In the above example the second message sets the streamtime to 7L making the created window of 0 to 2 get closed even though the message has a different key. This als causes the next couple of messages to be discarded even while there key is k1. So from this example it becomes clear that the keys are not taken into account. If this is actually how it is designed, I'm wondering what the scenario is for this. Especially when I think it is quite common that a topic has messages with different partitions and one parition might have completely different messages with streamtimes (originated from eventtime) from other paritions. Hope you can shed some light on this??

Solution

The observed behavior is by design. Obviously, stream-time is tracked across all messages (it's not substream-time).

The "problem" you see is, that your input data is out-of-order (just putting key and ts):

(k1, 1), (k1, 2), (k1, 3), (k2, 1), (k2, 2), (k3, 3)

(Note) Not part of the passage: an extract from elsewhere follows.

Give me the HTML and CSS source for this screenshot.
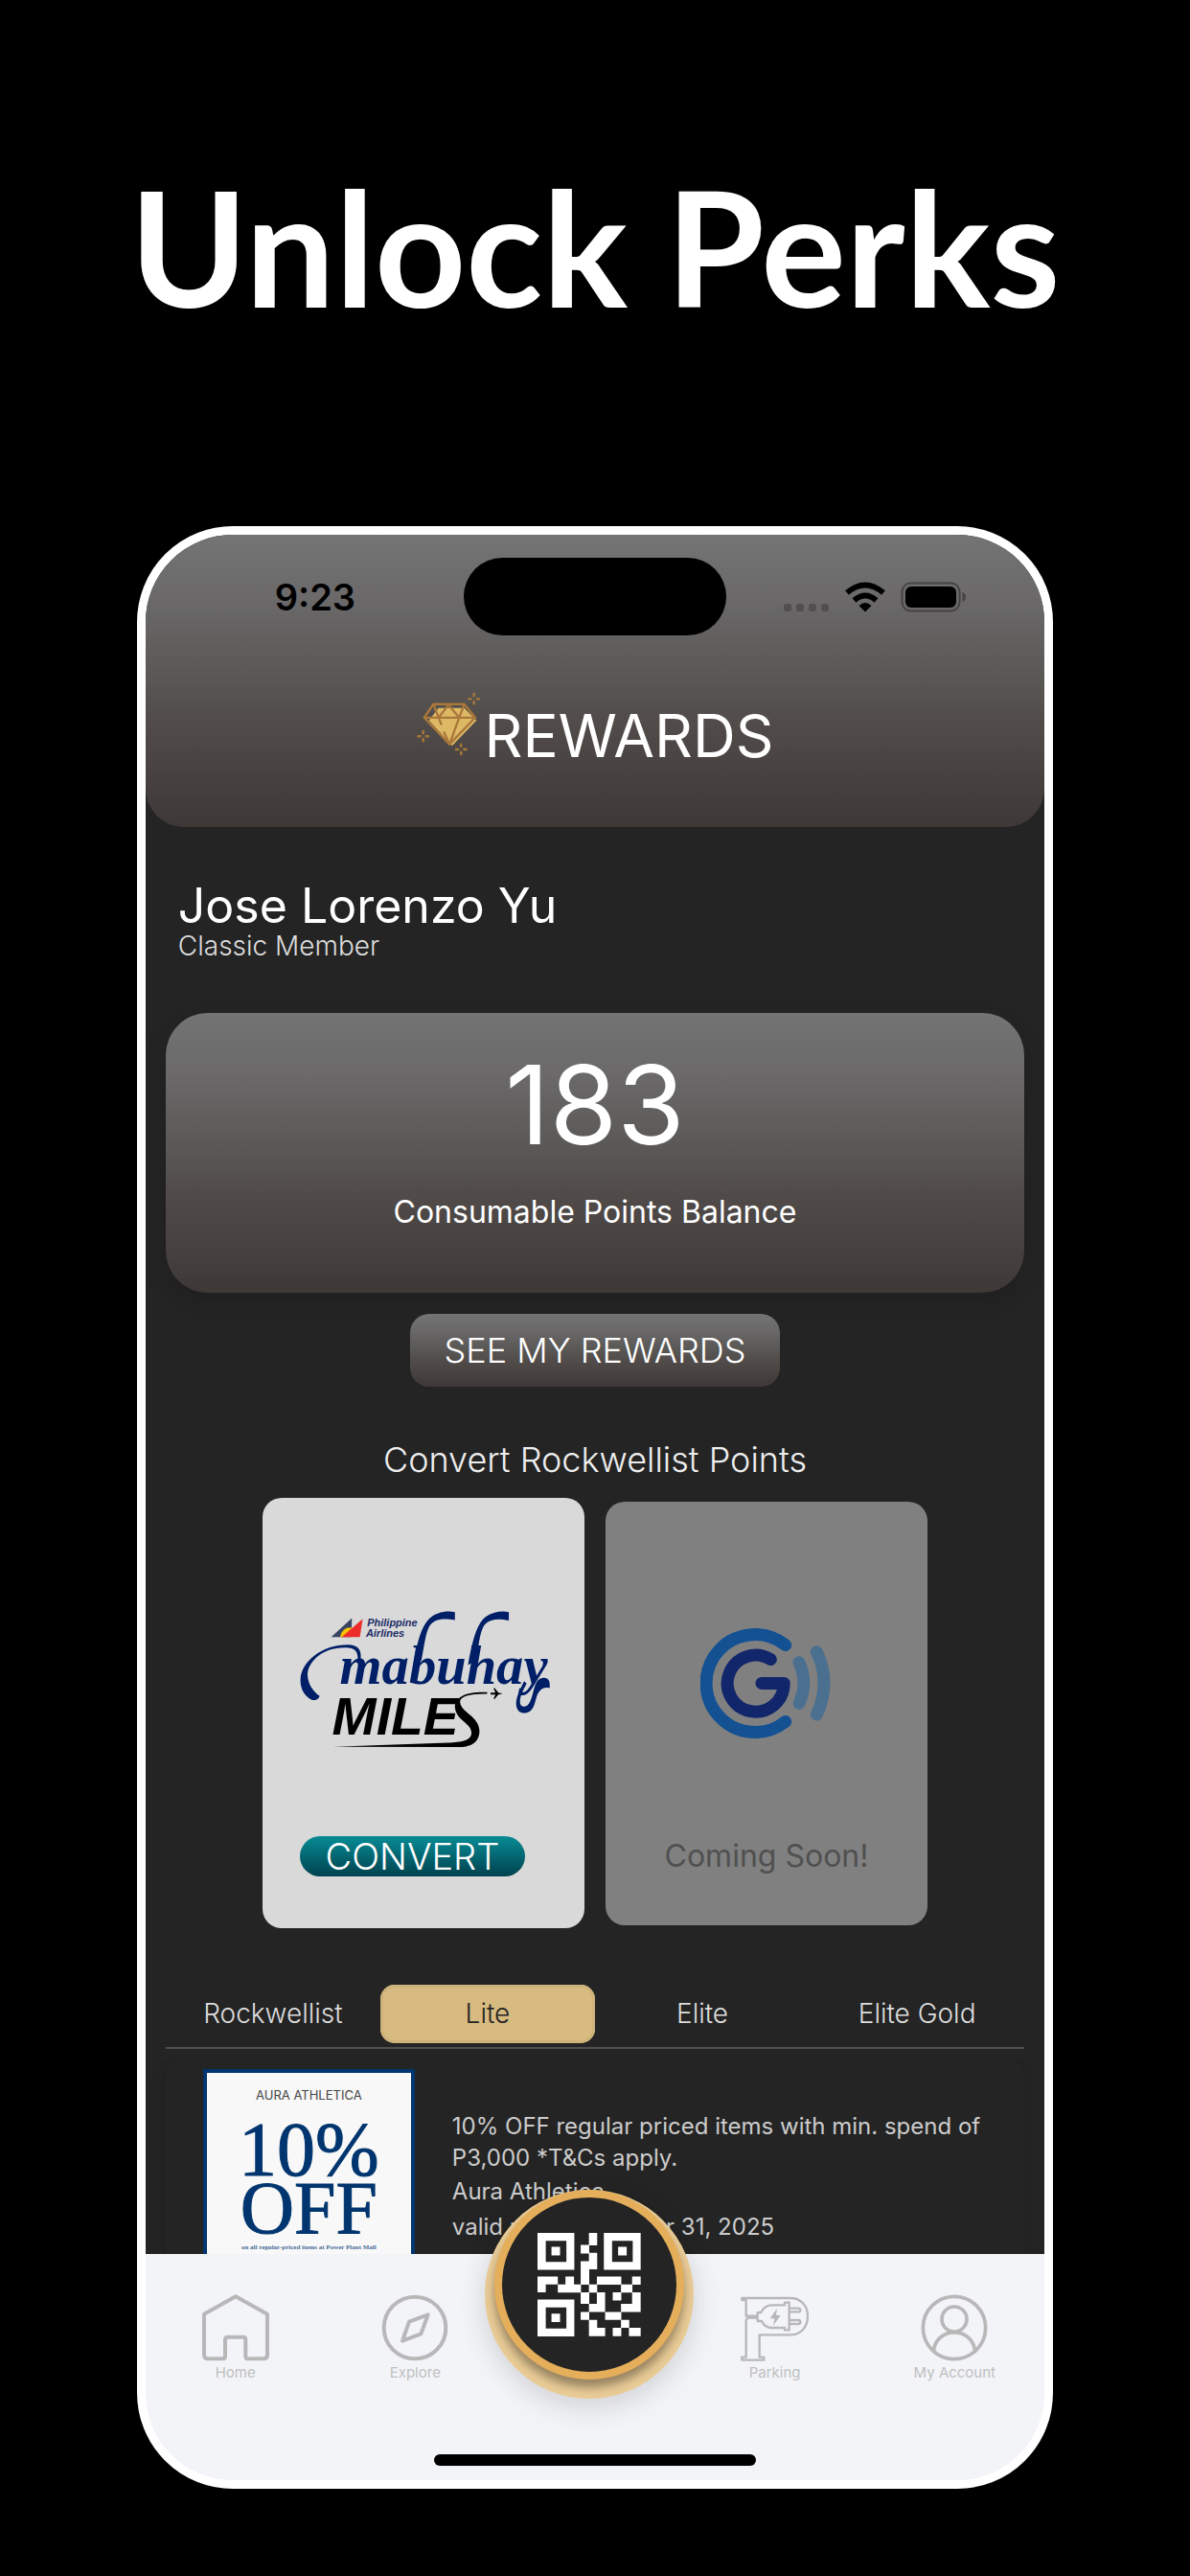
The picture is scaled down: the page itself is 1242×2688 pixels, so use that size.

Time does not monotonically increase, ie, records with key k2 are out-of-order with respect to records with key k1. Because you set grace period to zero, you tell Kafka Streams to no allow for unordered data (or actually only some out-of-order data within the window). Hence, the result would only be as you expect it, for an ordered data stream with interleaved keys but monotonically increasing timestamps):

(k1, 1), (k2, 1), (k1, 2), (k2, 2), (k1, 3), (k3, 3)

If you have out-of-order data, you should set the grace period accordingly high (zero only works for ordered data stream).